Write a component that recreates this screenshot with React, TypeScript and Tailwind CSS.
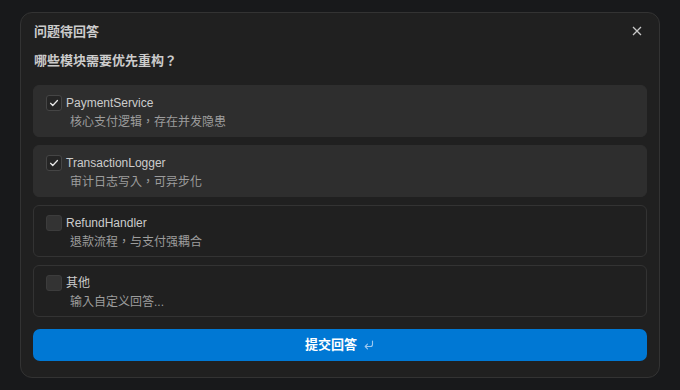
import React, { useState } from "react";

const options = [
  { label: "PaymentService", desc: "核心支付逻辑，存在并发隐患" },
  { label: "TransactionLogger", desc: "审计日志写入，可异步化" },
  { label: "RefundHandler", desc: "退款流程，与支付强耦合" },
  { label: "其他", desc: "输入自定义回答..." },
];

function Check() {
  return (
    <svg width="10" height="10" viewBox="0 0 16 16" fill="none">
      <path d="M2.5 8.5l3.5 3.5 7.5-8" stroke="#e6e6e6" strokeWidth="2" strokeLinecap="round" strokeLinejoin="round" />
    </svg>
  );
}

export default function App() {
  const [sel] = useState<boolean[]>([true, true, false, false]);
  return (
    <div
      className="w-[680px] h-[390px] bg-[#18191b] pt-[12px] pl-[20px]"
      style={{ fontFamily: '"Liberation Sans", "Noto Sans CJK TC", sans-serif' }}
    >
      <div className="w-[640px] h-[366px] rounded-[12px] border border-[#333333] bg-[#202020] px-[12px] pt-[8px] flex flex-col">
        <div className="flex items-center justify-between h-[20px] mt-[1px]">
          <div className="text-[13px] font-bold text-[#cccccc] pl-px">问题待回答</div>
          <svg width="10" height="10" viewBox="0 0 10 10" className="mr-[5px] -mt-[2px]">
            <path d="M1 1l8 8M9 1l-8 8" stroke="#c8c8c8" strokeWidth="1.3" />
          </svg>
        </div>
        <div className="text-[13px] font-bold text-[#cccccc] mt-[9px] h-[20px] leading-[20px] pl-px">
          哪些模块需要优先重构？
        </div>
        <div className="flex flex-col gap-[8px] mt-[14px]">
          {options.map((o, i) => (
            <div
              key={i}
              className={
                "h-[52px] rounded-[6px] border pl-[12px] pt-[9px] " +
                (sel[i] ? "bg-[#2e2e2e] border-[#2e2e2e]" : "bg-[#202020] border-[#333333]")
              }
            >
              <div className="flex items-center h-[16px]">
                <div
                  className={
                    "w-[16px] h-[16px] rounded-[3px] border flex items-center justify-center " +
                    (sel[i] ? "bg-[#252525] border-[#454545]" : "bg-[#333333] border-[#3c3c3c]")
                  }
                >
                  {sel[i] && <Check />}
                </div>
                <span className="ml-[4px] text-[12px] text-[#cccccc]">{o.label}</span>
              </div>
              <div className="ml-[24px] mt-[2px] text-[12px] leading-[18px] text-[#9d9d9d]">{o.desc}</div>
            </div>
          ))}
        </div>
        <button className="mt-[12px] h-[32px] rounded-[7px] bg-[#0078d4] flex items-center justify-center gap-[6px]">
          <span className="text-[13px] font-bold text-white">提交回答</span>
          <svg width="12" height="12" viewBox="0 0 12 12" fill="none">
            <path d="M9.5 2v3.5a2 2 0 0 1-2 2H2.5M4.5 5.2L2.2 7.5l2.3 2.3" stroke="#9cc8ef" strokeWidth="1.1" strokeLinecap="round" strokeLinejoin="round" />
          </svg>
        </button>
      </div>
    </div>
  );
}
****
Exercise instructions |
Every line above should be returned word for word, with the pictures left behind.

Answer to this problem |
Write a component that recreates this screenshot with React, TypeScript and Tailwind CSS.
import React, { useState } from "react";

const options = [
  { label: "PaymentService", desc: "核心支付逻辑，存在并发隐患" },
  { label: "TransactionLogger", desc: "审计日志写入，可异步化" },
  { label: "RefundHandler", desc: "退款流程，与支付强耦合" },
  { label: "其他", desc: "输入自定义回答..." },
];

function Check() {
  return (
    <svg width="10" height="10" viewBox="0 0 16 16" fill="none">
      <path d="M2.5 8.5l3.5 3.5 7.5-8" stroke="#e6e6e6" strokeWidth="2" strokeLinecap="round" strokeLinejoin="round" />
    </svg>
  );
}

export default function App() {
  const [sel] = useState<boolean[]>([true, true, false, false]);
  return (
    <div
      className="w-[680px] h-[390px] bg-[#18191b] pt-[12px] pl-[20px]"
      style={{ fontFamily: '"Liberation Sans", "Noto Sans CJK TC", sans-serif' }}
    >
      <div className="w-[640px] h-[366px] rounded-[12px] border border-[#333333] bg-[#202020] px-[12px] pt-[8px] flex flex-col">
        <div className="flex items-center justify-between h-[20px] mt-[1px]">
          <div className="text-[13px] font-bold text-[#cccccc] pl-px">问题待回答</div>
          <svg width="10" height="10" viewBox="0 0 10 10" className="mr-[5px] -mt-[2px]">
            <path d="M1 1l8 8M9 1l-8 8" stroke="#c8c8c8" strokeWidth="1.3" />
          </svg>
        </div>
        <div className="text-[13px] font-bold text-[#cccccc] mt-[9px] h-[20px] leading-[20px] pl-px">
          哪些模块需要优先重构？
        </div>
        <div className="flex flex-col gap-[8px] mt-[14px]">
          {options.map((o, i) => (
            <div
              key={i}
              className={
                "h-[52px] rounded-[6px] border pl-[12px] pt-[9px] " +
                (sel[i] ? "bg-[#2e2e2e] border-[#2e2e2e]" : "bg-[#202020] border-[#333333]")
              }
            >
              <div className="flex items-center h-[16px]">
                <div
                  className={
                    "w-[16px] h-[16px] rounded-[3px] border flex items-center justify-center " +
                    (sel[i] ? "bg-[#252525] border-[#454545]" : "bg-[#333333] border-[#3c3c3c]")
                  }
                >
                  {sel[i] && <Check />}
                </div>
                <span className="ml-[4px] text-[12px] text-[#cccccc]">{o.label}</span>
              </div>
              <div className="ml-[24px] mt-[2px] text-[12px] leading-[18px] text-[#9d9d9d]">{o.desc}</div>
            </div>
          ))}
        </div>
        <button className="mt-[12px] h-[32px] rounded-[7px] bg-[#0078d4] flex items-center justify-center gap-[6px]">
          <span className="text-[13px] font-bold text-white">提交回答</span>
          <svg width="12" height="12" viewBox="0 0 12 12" fill="none">
            <path d="M9.5 2v3.5a2 2 0 0 1-2 2H2.5M4.5 5.2L2.2 7.5l2.3 2.3" stroke="#9cc8ef" strokeWidth="1.1" strokeLinecap="round" strokeLinejoin="round" />
          </svg>
        </button>
      </div>
    </div>
  );
}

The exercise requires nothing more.